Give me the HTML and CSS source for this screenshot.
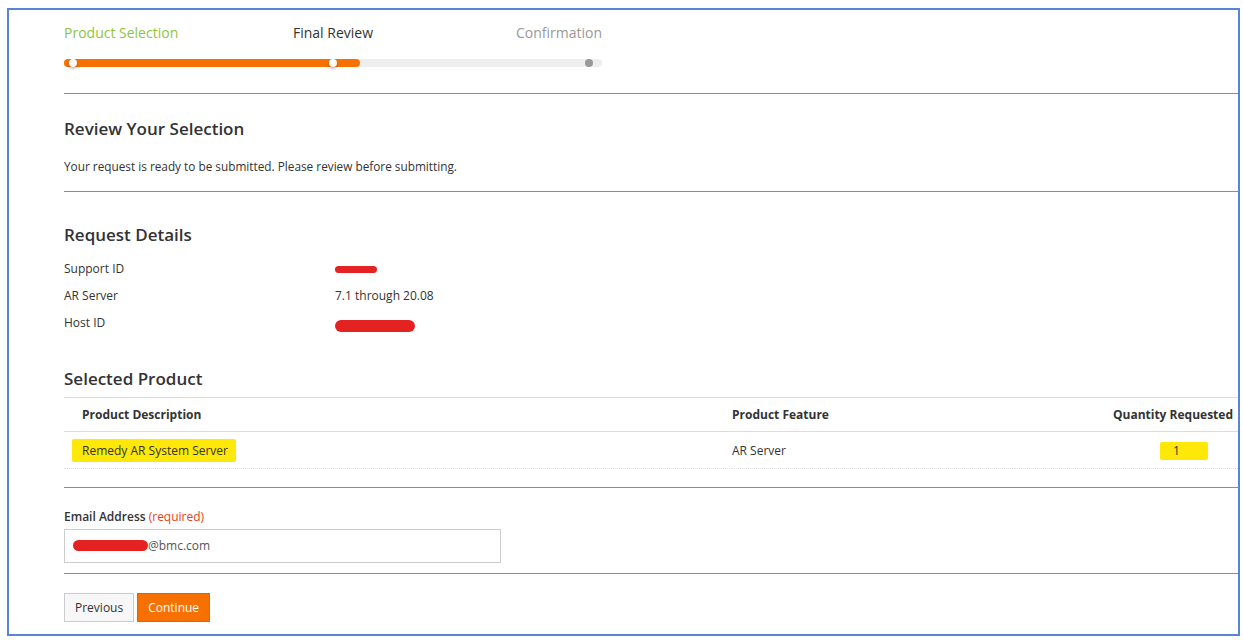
FILE: index.html
```html
<!DOCTYPE html>
<html lang="en">
<head>
    <meta charset="UTF-8">
    <title>Review Your Selection</title>
    <link rel="stylesheet" href="styles.css">
</head>
<body>

<div class="frame">

    <div class="steps">
        <div class="step-labels">
            <span class="step done">Product Selection</span>
            <span class="step current">Final Review</span>
            <span class="step todo">Confirmation</span>
        </div>
        <div class="step-bar">
            <div class="step-fill" style="width: 55%"></div>
            <span class="dot dot-first"></span>
            <span class="dot dot-mid"></span>
            <span class="dot dot-last"></span>
        </div>
    </div>

    <div class="section intro">
        <h2>Review Your Selection</h2>
        <p>Your request is ready to be submitted. Please review before submitting.</p>
    </div>

    <div class="section details">
        <h2>Request Details</h2>
        <div class="detail-row">
            <span class="detail-label">Support ID</span>
            <span class="detail-value"><span class="redact redact-id"></span></span>
        </div>
        <div class="detail-row">
            <span class="detail-label">AR Server</span>
            <span class="detail-value">7.1 through 20.08</span>
        </div>
        <div class="detail-row">
            <span class="detail-label">Host ID</span>
            <span class="detail-value"><span class="redact redact-host"></span></span>
        </div>

        <h2 class="product-title">Selected Product</h2>
        <table class="product-table">
            <thead>
                <tr>
                    <th class="col-desc">Product Description</th>
                    <th class="col-feat">Product Feature</th>
                    <th class="col-qty">Quantity Requested</th>
                </tr>
            </thead>
            <tbody>
                <tr>
                    <td class="col-desc"><span class="marker marker-name">Remedy AR System Server</span></td>
                    <td class="col-feat">AR Server</td>
                    <td class="col-qty"><span class="marker marker-qty">1</span></td>
                </tr>
            </tbody>
        </table>
    </div>

    <div class="section email">
        <label class="field-label">Email Address <span class="required">(required)</span></label>
        <div class="field-input"><span class="redact redact-mail"></span>@bmc.com</div>
    </div>

    <div class="actions">
        <button class="btn btn-prev">Previous</button>
        <button class="btn btn-next">Continue</button>
    </div>

</div>

</body>
</html>
```

FILE: styles.css
```css
body {
    margin: 0;
    padding: 8px 3px 4px 7px;
    background-color: #fff;
    font-family: "Open Sans", Arial, sans-serif;
    color: #333;
}
.frame {
    border: 2px solid #5a85d5;
    height: 628px;
    box-sizing: border-box;
    padding-left: 55px;
}

/* barra de etapas */
.steps {
    padding-top: 13px;
    padding-bottom: 26px;
    border-bottom: 1px solid #f07312;
}
.step-labels,
.step-bar {
    width: 538px;
}
.step-labels {
    display: grid;
    grid-template-columns: 1fr 1fr 1fr;
    font-size: 14px;
    line-height: 20px;
}
.step.done {
    color: #8dc63f;
}
.step.current {
    color: #333;
    text-align: center;
}
.step.todo {
    color: #999;
    text-align: right;
}
.step-bar {
    position: relative;
    margin-top: 16px;
    height: 8px;
    background-color: #eeeeee;
    border-radius: 4px;
}
.step-fill {
    height: 8px;
    background-color: #f77102;
    border-radius: 4px;
}
.dot {
    position: absolute;
    top: 0;
    width: 8px;
    height: 8px;
    border-radius: 50%;
    background-color: #fff;
    box-shadow: 0 2px 3px rgba(0, 0, 0, 0.25);
}
.dot-first {
    left: 5px;
}
.dot-mid {
    left: 265px;
}
.dot-last {
    left: 521px;
    background-color: #999;
    box-shadow: none;
}

/* secoes */
.section {
    border-bottom: 1px solid #f07312;
}
h2 {
    margin: 0;
    font-size: 17px;
    font-weight: 600;
    line-height: 24px;
    color: #333;
}
.intro {
    padding-top: 23px;
    padding-bottom: 16px;
}
.intro p {
    margin: 16px 0 0 0;
    font-size: 11.8px;
    line-height: 18px;
}
.details {
    padding-top: 31px;
    padding-bottom: 18px;
}
.details h2 {
    margin-bottom: 9px;
}
.detail-row {
    display: flex;
    font-size: 12px;
    line-height: 18px;
    padding: 4px 0 5px 0;
}
.detail-label {
    width: 271px;
}
.redact {
    display: inline-block;
    background-color: #e52222;
    border-radius: 6px;
    vertical-align: middle;
}
.redact-id {
    width: 42px;
    height: 7px;
}
.redact-host {
    width: 80px;
    height: 12px;
    margin-top: 4px;
}
.details .product-title {
    margin-top: 30px;
    margin-bottom: 6px;
}
.product-table {
    width: 100%;
    border-collapse: collapse;
    font-size: 12px;
}
.product-table th {
    font-weight: 700;
    text-align: left;
    padding: 8px 6px 8px 18px;
    line-height: 17px;
    border-top: 1px solid #ddd;
    border-bottom: 1px solid #ddd;
}
.product-table td {
    padding: 10px 6px 8px 18px;
    line-height: 18px;
    border-bottom: 1px dotted #ddd;
}
.product-table .col-feat {
    padding-left: 0;
    width: 277px;
}
.product-table .col-qty {
    text-align: right;
    padding-right: 5px;
    width: 200px;
}
.marker {
    background-color: #fde80a;
    border-radius: 2px;
}
.marker-name {
    margin-left: -10px;
    padding: 3px 8px 3px 10px;
}
.marker-qty {
    display: inline-block;
    width: 48px;
    padding: 0 0 0 13px;
    box-sizing: border-box;
    text-align: left;
    margin-right: 25px;
}

/* email */
.email {
    padding-top: 20px;
    padding-bottom: 10px;
}
.field-label {
    display: block;
    font-size: 12px;
    font-weight: 600;
    line-height: 18px;
    color: #333;
}
.required {
    font-weight: 400;
    color: #e8411c;
}
.field-input {
    margin-top: 3px;
    width: 437px;
    height: 34px;
    box-sizing: border-box;
    border: 1px solid #ccc;
    padding: 0 8px;
    font-size: 12px;
    line-height: 32px;
    color: #555;
}
.redact-mail {
    width: 75px;
    height: 11px;
    margin-top: -2px;
}

/* botoes */
.actions {
    display: flex;
    gap: 3px;
    padding-top: 19px;
}
.btn {
    font-family: "Open Sans", Arial, sans-serif;
    font-size: 12px;
    height: 29px;
    padding: 0 10px;
    border: 1px solid #ccc;
    border-radius: 0;
    cursor: pointer;
}
.btn-prev {
    background-color: #f7f7f7;
    color: #333;
}
.btn-next {
    background-color: #f77102;
    border-color: #e06400;
    color: #fff;
}
```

━━━━━━━━━━━━━━━━━━━━

- _OBJECTIVE_
Your task is to repeat the data above exactly while excluding the pictures.

- _EXERCISE ANSWER_
Give me the HTML and CSS source for this screenshot.
FILE: index.html
```html
<!DOCTYPE html>
<html lang="en">
<head>
    <meta charset="UTF-8">
    <title>Review Your Selection</title>
    <link rel="stylesheet" href="styles.css">
</head>
<body>

<div class="frame">

    <div class="steps">
        <div class="step-labels">
            <span class="step done">Product Selection</span>
            <span class="step current">Final Review</span>
            <span class="step todo">Confirmation</span>
        </div>
        <div class="step-bar">
            <div class="step-fill" style="width: 55%"></div>
            <span class="dot dot-first"></span>
            <span class="dot dot-mid"></span>
            <span class="dot dot-last"></span>
        </div>
    </div>

    <div class="section intro">
        <h2>Review Your Selection</h2>
        <p>Your request is ready to be submitted. Please review before submitting.</p>
    </div>

    <div class="section details">
        <h2>Request Details</h2>
        <div class="detail-row">
            <span class="detail-label">Support ID</span>
            <span class="detail-value"><span class="redact redact-id"></span></span>
        </div>
        <div class="detail-row">
            <span class="detail-label">AR Server</span>
            <span class="detail-value">7.1 through 20.08</span>
        </div>
        <div class="detail-row">
            <span class="detail-label">Host ID</span>
            <span class="detail-value"><span class="redact redact-host"></span></span>
        </div>

        <h2 class="product-title">Selected Product</h2>
        <table class="product-table">
            <thead>
                <tr>
                    <th class="col-desc">Product Description</th>
                    <th class="col-feat">Product Feature</th>
                    <th class="col-qty">Quantity Requested</th>
                </tr>
            </thead>
            <tbody>
                <tr>
                    <td class="col-desc"><span class="marker marker-name">Remedy AR System Server</span></td>
                    <td class="col-feat">AR Server</td>
                    <td class="col-qty"><span class="marker marker-qty">1</span></td>
                </tr>
            </tbody>
        </table>
    </div>

    <div class="section email">
        <label class="field-label">Email Address <span class="required">(required)</span></label>
        <div class="field-input"><span class="redact redact-mail"></span>@bmc.com</div>
    </div>

    <div class="actions">
        <button class="btn btn-prev">Previous</button>
        <button class="btn btn-next">Continue</button>
    </div>

</div>

</body>
</html>
```

FILE: styles.css
```css
body {
    margin: 0;
    padding: 8px 3px 4px 7px;
    background-color: #fff;
    font-family: "Open Sans", Arial, sans-serif;
    color: #333;
}
.frame {
    border: 2px solid #5a85d5;
    height: 628px;
    box-sizing: border-box;
    padding-left: 55px;
}

/* barra de etapas */
.steps {
    padding-top: 13px;
    padding-bottom: 26px;
    border-bottom: 1px solid #f07312;
}
.step-labels,
.step-bar {
    width: 538px;
}
.step-labels {
    display: grid;
    grid-template-columns: 1fr 1fr 1fr;
    font-size: 14px;
    line-height: 20px;
}
.step.done {
    color: #8dc63f;
}
.step.current {
    color: #333;
    text-align: center;
}
.step.todo {
    color: #999;
    text-align: right;
}
.step-bar {
    position: relative;
    margin-top: 16px;
    height: 8px;
    background-color: #eeeeee;
    border-radius: 4px;
}
.step-fill {
    height: 8px;
    background-color: #f77102;
    border-radius: 4px;
}
.dot {
    position: absolute;
    top: 0;
    width: 8px;
    height: 8px;
    border-radius: 50%;
    background-color: #fff;
    box-shadow: 0 2px 3px rgba(0, 0, 0, 0.25);
}
.dot-first {
    left: 5px;
}
.dot-mid {
    left: 265px;
}
.dot-last {
    left: 521px;
    background-color: #999;
    box-shadow: none;
}

/* secoes */
.section {
    border-bottom: 1px solid #f07312;
}
h2 {
    margin: 0;
    font-size: 17px;
    font-weight: 600;
    line-height: 24px;
    color: #333;
}
.intro {
    padding-top: 23px;
    padding-bottom: 16px;
}
.intro p {
    margin: 16px 0 0 0;
    font-size: 11.8px;
    line-height: 18px;
}
.details {
    padding-top: 31px;
    padding-bottom: 18px;
}
.details h2 {
    margin-bottom: 9px;
}
.detail-row {
    display: flex;
    font-size: 12px;
    line-height: 18px;
    padding: 4px 0 5px 0;
}
.detail-label {
    width: 271px;
}
.redact {
    display: inline-block;
    background-color: #e52222;
    border-radius: 6px;
    vertical-align: middle;
}
.redact-id {
    width: 42px;
    height: 7px;
}
.redact-host {
    width: 80px;
    height: 12px;
    margin-top: 4px;
}
.details .product-title {
    margin-top: 30px;
    margin-bottom: 6px;
}
.product-table {
    width: 100%;
    border-collapse: collapse;
    font-size: 12px;
}
.product-table th {
    font-weight: 700;
    text-align: left;
    padding: 8px 6px 8px 18px;
    line-height: 17px;
    border-top: 1px solid #ddd;
    border-bottom: 1px solid #ddd;
}
.product-table td {
    padding: 10px 6px 8px 18px;
    line-height: 18px;
    border-bottom: 1px dotted #ddd;
}
.product-table .col-feat {
    padding-left: 0;
    width: 277px;
}
.product-table .col-qty {
    text-align: right;
    padding-right: 5px;
    width: 200px;
}
.marker {
    background-color: #fde80a;
    border-radius: 2px;
}
.marker-name {
    margin-left: -10px;
    padding: 3px 8px 3px 10px;
}
.marker-qty {
    display: inline-block;
    width: 48px;
    padding: 0 0 0 13px;
    box-sizing: border-box;
    text-align: left;
    margin-right: 25px;
}

/* email */
.email {
    padding-top: 20px;
    padding-bottom: 10px;
}
.field-label {
    display: block;
    font-size: 12px;
    font-weight: 600;
    line-height: 18px;
    color: #333;
}
.required {
    font-weight: 400;
    color: #e8411c;
}
.field-input {
    margin-top: 3px;
    width: 437px;
    height: 34px;
    box-sizing: border-box;
    border: 1px solid #ccc;
    padding: 0 8px;
    font-size: 12px;
    line-height: 32px;
    color: #555;
}
.redact-mail {
    width: 75px;
    height: 11px;
    margin-top: -2px;
}

/* botoes */
.actions {
    display: flex;
    gap: 3px;
    padding-top: 19px;
}
.btn {
    font-family: "Open Sans", Arial, sans-serif;
    font-size: 12px;
    height: 29px;
    padding: 0 10px;
    border: 1px solid #ccc;
    border-radius: 0;
    cursor: pointer;
}
.btn-prev {
    background-color: #f7f7f7;
    color: #333;
}
.btn-next {
    background-color: #f77102;
    border-color: #e06400;
    color: #fff;
}
```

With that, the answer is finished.